_TASK DETAILS_: Copy each line that has the string "uses" somewhere in it.

"""

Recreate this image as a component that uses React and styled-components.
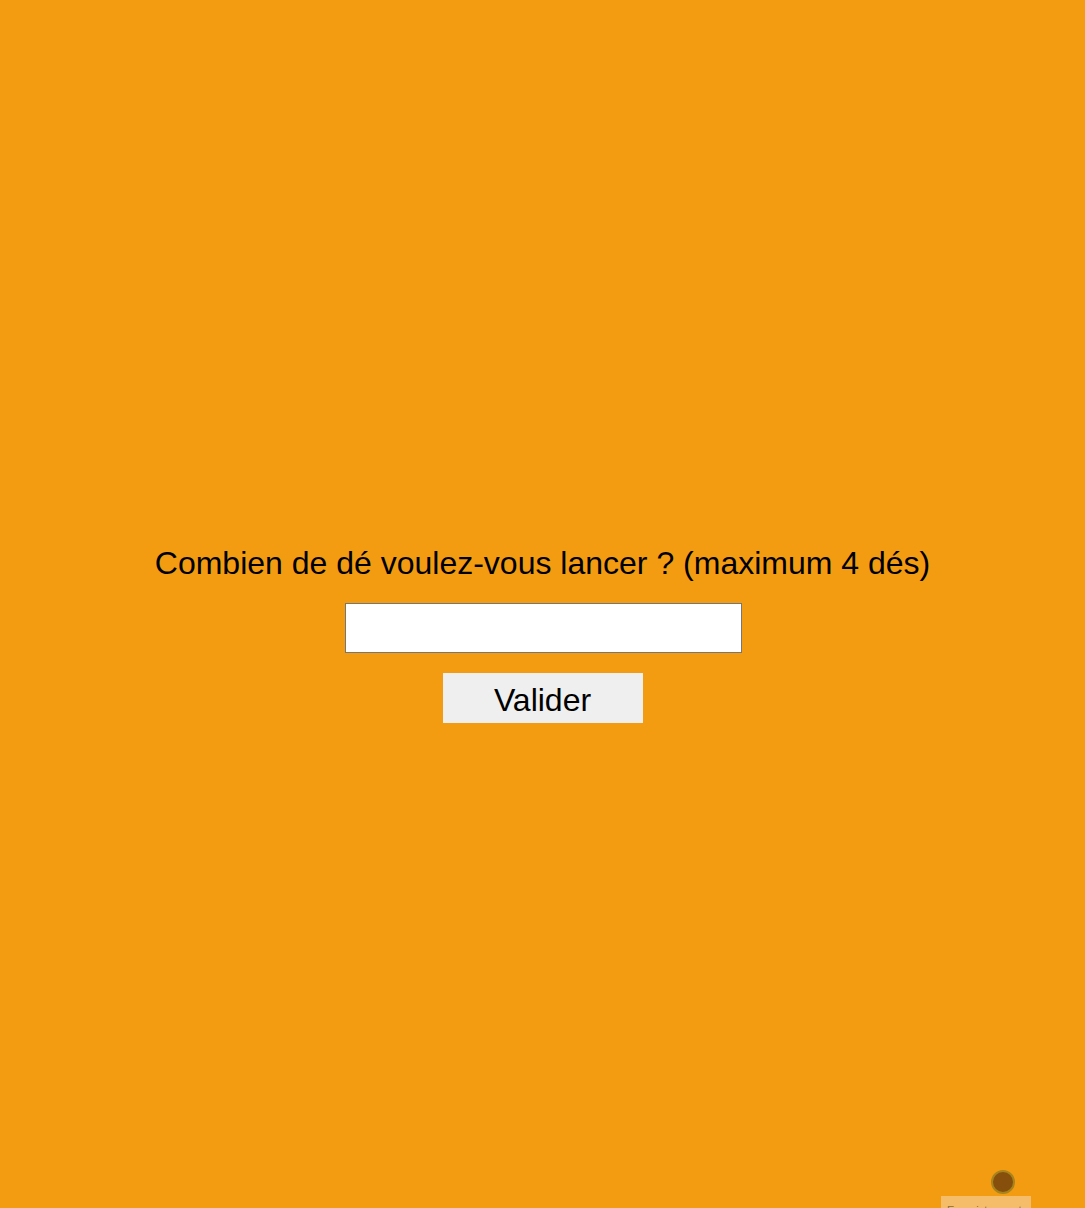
import React from 'react';
import styled, { createGlobalStyle } from 'styled-components';

const GlobalStyle = createGlobalStyle`
  html, body {
    margin: 0;
    padding: 0;
    background: #f39c12;
    font-family: "Liberation Sans", Arial, sans-serif;
  }
`;

const Page = styled.main`
  position: relative;
  min-height: 1208px;
  overflow: hidden;
  display: flex;
  flex-direction: column;
  align-items: center;
  padding-top: 545px;
  box-sizing: border-box;
`;

const Question = styled.label`
  font-size: 32px;
  color: #000;
  margin-bottom: 21px;
`;

const NumberInput = styled.input`
  width: 397px;
  height: 50px;
  margin-left: 2px;
  box-sizing: border-box;
  border: 1px solid #767676;
  background: #fff;
  font-size: 28px;
  font-family: inherit;
  padding: 0 8px;
  outline: none;
`;

const SubmitButton = styled.button`
  margin-top: 20px;
  width: 200px;
  height: 50px;
  border: none;
  background: #efefef;
  color: #000;
  font-size: 32px;
  font-family: inherit;
  padding: 4px 0 0;
  cursor: pointer;
`;

const RecordDot = styled.div`
  position: absolute;
  left: 991px;
  top: 1170px;
  width: 24px;
  height: 24px;
  box-sizing: border-box;
  border-radius: 50%;
  background: #86500c;
  border: 2px solid #a8841c;
`;

const RecordTag = styled.div`
  position: absolute;
  left: 941px;
  top: 1196px;
  width: 90px;
  height: 30px;
  background: #f5bd6a;
  color: #8a6a3a;
  font-size: 11px;
  padding: 8px 6px;
  box-sizing: border-box;
  white-space: nowrap;
`;

export default function App() {
  return (
    <>
      <GlobalStyle />
      <Page>
        <Question htmlFor="nbDes">Combien de dé voulez-vous lancer ? (maximum 4 dés)</Question>
        <NumberInput id="nbDes" type="text" />
        <SubmitButton type="button">Valider</SubmitButton>
        <RecordDot />
        <RecordTag>Enregistrement</RecordTag>
      </Page>
    </>
  );
}
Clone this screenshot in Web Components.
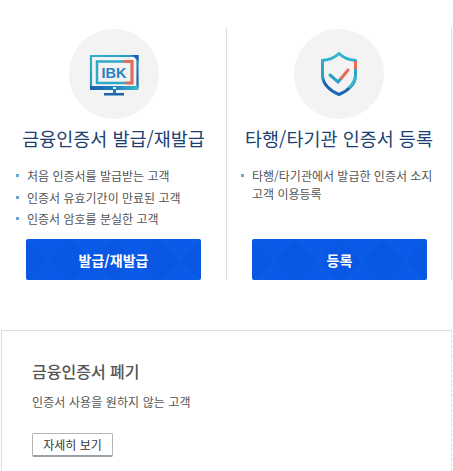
<!DOCTYPE html>
<html lang="ko"><head><meta charset="utf-8">
<style>
html,body{margin:0;padding:0;background:#fff;overflow:hidden}
body{width:453px;height:471px;font-family:"Noto Sans CJK KR","Noto Sans",sans-serif;}
.top{display:flex;padding-top:28px;height:252px;box-sizing:content-box}
</style></head><body>
<div class="top">
<cert-col title-text="금융인증서 발급/재발급" btn="발급/재발급" btn-left="25" list-left="15" style="width:227px;padding-left:1px">
  <svg slot="icon" width="50" height="50" viewBox="0 0 50 50"><defs>
    <linearGradient id="a" x1="0" y1="0" x2="1" y2="1"><stop offset="0" stop-color="#2fb3c8"/><stop offset=".55" stop-color="#2b8fc4"/><stop offset="1" stop-color="#1c5fae"/></linearGradient>
    <linearGradient id="b" x1="0" y1="0" x2="1" y2="0"><stop offset="0" stop-color="#1b62ae"/><stop offset=".5" stop-color="#1f7fc0"/><stop offset="1" stop-color="#36bccb"/></linearGradient></defs>
    <path d="M2 7H48.500V38H2Z" fill="none" stroke="url(#a)" stroke-width="2.200"/>
    <path d="M1 37H49.500V41H1Z" fill="url(#b)"/>
    <rect x="24" y="38" width="3" height="2" fill="#e8f3f8"/>
    <path d="M8 12.500H43V34H8Z" fill="none" stroke="#2fa9c6" stroke-width="2.500"/>
    <path d="M35 12.500H43V34H37" fill="none" stroke="#ea6b55" stroke-width="3"/>
    <path d="M43 6L49.500 6V12.500Z" fill="#1c5fae"/>
    <text x="25" y="29" text-anchor="middle" font-family="Liberation Sans,sans-serif" font-weight="700" font-size="14.500" fill="#2a80c4">IBK</text>
    <rect x="24" y="41" width="3" height="3" fill="#1f7fc0"/>
    <rect x="15" y="44" width="20" height="2.500" fill="#1c66b0"/>
  </svg>
  <li>처음 인증서를 발급받는 고객</li>
  <li>인증서 유효기간이 만료된 고객</li>
  <li>인증서 암호를 분실한 고객</li>
</cert-col>
<cert-col title-text="타행/타기관 인증서 등록" btn="등록" btn-left="25" list-left="14" style="width:225px">
  <svg slot="icon" width="38" height="46" viewBox="0 0 38 46"><defs>
    <linearGradient id="c" x1="0" y1="0" x2="0" y2="1"><stop offset="0" stop-color="#35b6cc"/><stop offset=".55" stop-color="#2aa0c6"/><stop offset=".75" stop-color="#1b5fae"/><stop offset="1" stop-color="#1c6ab4"/></linearGradient></defs>
    <path d="M19 2.500C15 6.500 8 9 2.500 9.500V24C2.500 33 10 40 19 43.500C28 40 35.500 33 35.500 24V9.500C30 9 23 6.500 19 2.500Z" fill="none" stroke="url(#c)" stroke-width="3"/>
    <path d="M35.500 10V18" stroke="#ea6b55" stroke-width="3" fill="none"/>
    <path d="M29 37C32 34 35.500 30 35.500 24" stroke="#35b6cc" stroke-width="3" fill="none"/>
    <path d="M10 24L18 31L21.500 27" fill="none" stroke="#2b9fc6" stroke-width="3" stroke-linecap="round"/>
    <path d="M21.500 27L28 19" fill="none" stroke="#ea6b55" stroke-width="3" stroke-linecap="round"/>
  </svg>
  <li>타행/타기관에서 발급한 인증서 소지<br>고객 이용등록</li>
</cert-col>
</div>
<revoke-card></revoke-card>
<script>
class CertCol extends HTMLElement{
  connectedCallback(){
    if(this.shadowRoot)return;
    const r=this.attachShadow({mode:"open"});
    const t=this.getAttribute("title-text"),b=this.getAttribute("btn"),bl=this.getAttribute("btn-left"),ll=this.getAttribute("list-left");
    r.innerHTML=`<style>
    :host{display:flex;flex-direction:column;box-sizing:border-box;border-right:1px solid #dcdcdc;height:252px;align-items:stretch}
    .circle{width:90px;height:90px;border-radius:50%;background:#f3f3f3;margin:1px auto 0;display:flex;align-items:center;justify-content:center;flex:none}
    h2{margin:6px 0 0;font-weight:400;font-size:18.5px;line-height:26px;color:#1d3f72;text-align:center;white-space:nowrap}
    ul{list-style:none;margin:16px 0 0;padding:0 0 0 ${ll}px;flex:1;font-size:12px;line-height:18px;color:#555}
    ::slotted(li){position:relative;padding-left:11px;white-space:nowrap;margin-bottom:3.5px}
    ::slotted(li)::before{content:"";position:absolute;left:0;top:7px;width:3px;height:3px;background:#6aa5d4}
    .btn{margin:0 0 0 ${bl}px;width:175px;height:41px;flex:none;border-radius:2px;display:flex;align-items:center;justify-content:center;color:#fff;font-weight:700;font-size:14px;
      background:repeating-conic-gradient(from 45deg at 50% 50%,rgba(0,40,170,.08) 0 25%,transparent 0 50%) 0 0/44px 44px,#0a5be8;}
    </style>
    <div class="circle"><slot name="icon"></slot></div>
    <h2>${t}</h2>
    <ul><slot></slot></ul>
    <div class="btn">${b}</div>`;
  }
}
customElements.define("cert-col",CertCol);
class RevokeCard extends HTMLElement{
  constructor(){super();const r=this.attachShadow({mode:"open"});
    r.innerHTML=`<style>
    :host{display:block;box-sizing:border-box;margin:50px 0 0 1px;width:451px;height:141px;border-top:1px solid #dedede;border-left:1px solid #dedede;border-right:1px dashed #dedede;padding:28px 0 0 30px}
    h3{margin:0;font-size:16px;line-height:24px;font-weight:500;color:#555}
    p{margin:9px 0 0;font-size:12px;line-height:20px;color:#555;letter-spacing:.1px}
    .b{box-sizing:border-box;margin-top:21px;width:81px;height:24px;border:1px solid #b4b4b4;border-bottom:2px solid #98a0a8;border-radius:2px;font-size:12px;color:#333;display:flex;align-items:center;justify-content:center;background:#fff}
    </style><h3>금융인증서 폐기</h3><p>인증서 사용을 원하지 않는 고객</p><div class="b">자세히 보기</div>`;
  }
}
customElements.define("revoke-card",RevokeCard);
</script>
</body></html>
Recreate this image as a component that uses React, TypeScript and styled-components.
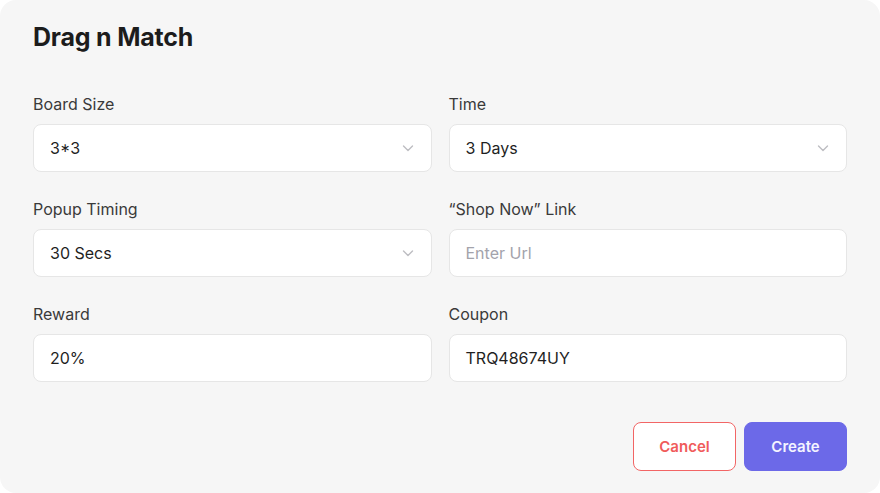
import styled, { createGlobalStyle } from "styled-components";

const GlobalStyle = createGlobalStyle`
  body {
    margin: 0;
    background: #ffffff;
    font-family: Inter, "Noto Sans", sans-serif;
  }
`;

const Card = styled.div`
  width: 880px;
  height: 493px;
  box-sizing: border-box;
  background: #f6f6f6;
  border-radius: 16px;
  padding: 20px 33px 22px 33px;
  display: flex;
  flex-direction: column;
`;

const Title = styled.h1`
  margin: 0;
  font-size: 25px;
  font-weight: 700;
  color: #1c1c1c;
  line-height: 34px;
  letter-spacing: -0.2px;
`;

const FormGrid = styled.div`
  margin-top: 40px;
  display: grid;
  grid-template-columns: 1fr 1fr;
  column-gap: 17px;
  row-gap: 27px;
`;

const Field = styled.div`
  display: flex;
  flex-direction: column;
  gap: 10px;
`;

const Label = styled.label`
  font-size: 16px;
  line-height: 20px;
  color: #3a3a3a;
`;

const InputBox = styled.div`
  height: 48px;
  box-sizing: border-box;
  background: #ffffff;
  border: 1px solid #e6e6e6;
  border-radius: 8px;
  padding: 0 16px;
  display: flex;
  align-items: center;
  justify-content: space-between;
`;

const Value = styled.span<{ $placeholder?: boolean }>`
  font-size: 16px;
  color: ${(p) => (p.$placeholder ? "#a3a3ab" : "#1f1f1f")};
`;

const Footer = styled.div`
  margin-top: auto;
  display: flex;
  justify-content: flex-end;
  gap: 8px;
`;

const Button = styled.button<{ $primary?: boolean }>`
  width: 103px;
  height: 49px;
  border-radius: 8px;
  font-family: Inter, "Noto Sans", sans-serif;
  font-size: 15px;
  font-weight: 600;
  cursor: pointer;
  border: 1px solid ${(p) => (p.$primary ? "#6c69e8" : "#f26565")};
  background: ${(p) => (p.$primary ? "#6c69e8" : "#ffffff")};
  color: ${(p) => (p.$primary ? "#f4f4ff" : "#f05b5b")};
`;

const Chevron = () => (
  <svg width="14" height="14" viewBox="0 0 14 14" fill="none">
    <path
      d="M2.5 5l4.5 4.5L11.5 5"
      stroke="#bdbdc2"
      strokeWidth="1.4"
      strokeLinecap="round"
      strokeLinejoin="round"
    />
  </svg>
);

type FieldDef = {
  label: string;
  value: string;
  select?: boolean;
  placeholder?: boolean;
};

const fields: FieldDef[] = [
  { label: "Board Size", value: "3*3", select: true },
  { label: "Time", value: "3 Days", select: true },
  { label: "Popup Timing", value: "30 Secs", select: true },
  { label: "\u201CShop Now\u201D Link", value: "Enter Url", placeholder: true },
  { label: "Reward", value: "20%" },
  { label: "Coupon", value: "TRQ48674UY" },
];

export default function App() {
  return (
    <>
      <GlobalStyle />
      <Card>
        <Title>Drag n Match</Title>
        <FormGrid>
          {fields.map((f) => (
            <Field key={f.label}>
              <Label>{f.label}</Label>
              <InputBox>
                <Value $placeholder={f.placeholder}>{f.value}</Value>
                {f.select && <Chevron />}
              </InputBox>
            </Field>
          ))}
        </FormGrid>
        <Footer>
          <Button>Cancel</Button>
          <Button $primary>Create</Button>
        </Footer>
      </Card>
    </>
  );
}
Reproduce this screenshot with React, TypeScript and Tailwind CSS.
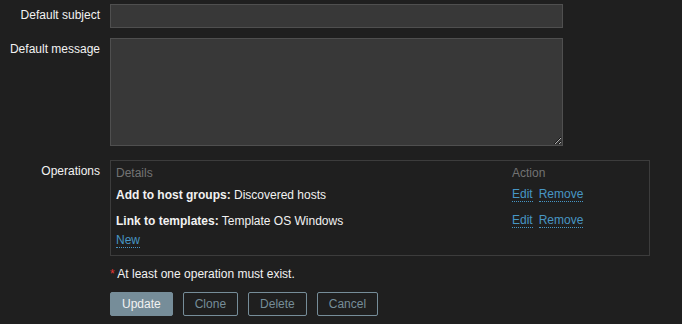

"""

_FULL OUTPUT_:
Recreate this image as a component that uses React and styled-components.
Recreate this image as a component that uses React, TypeScript and styled-components.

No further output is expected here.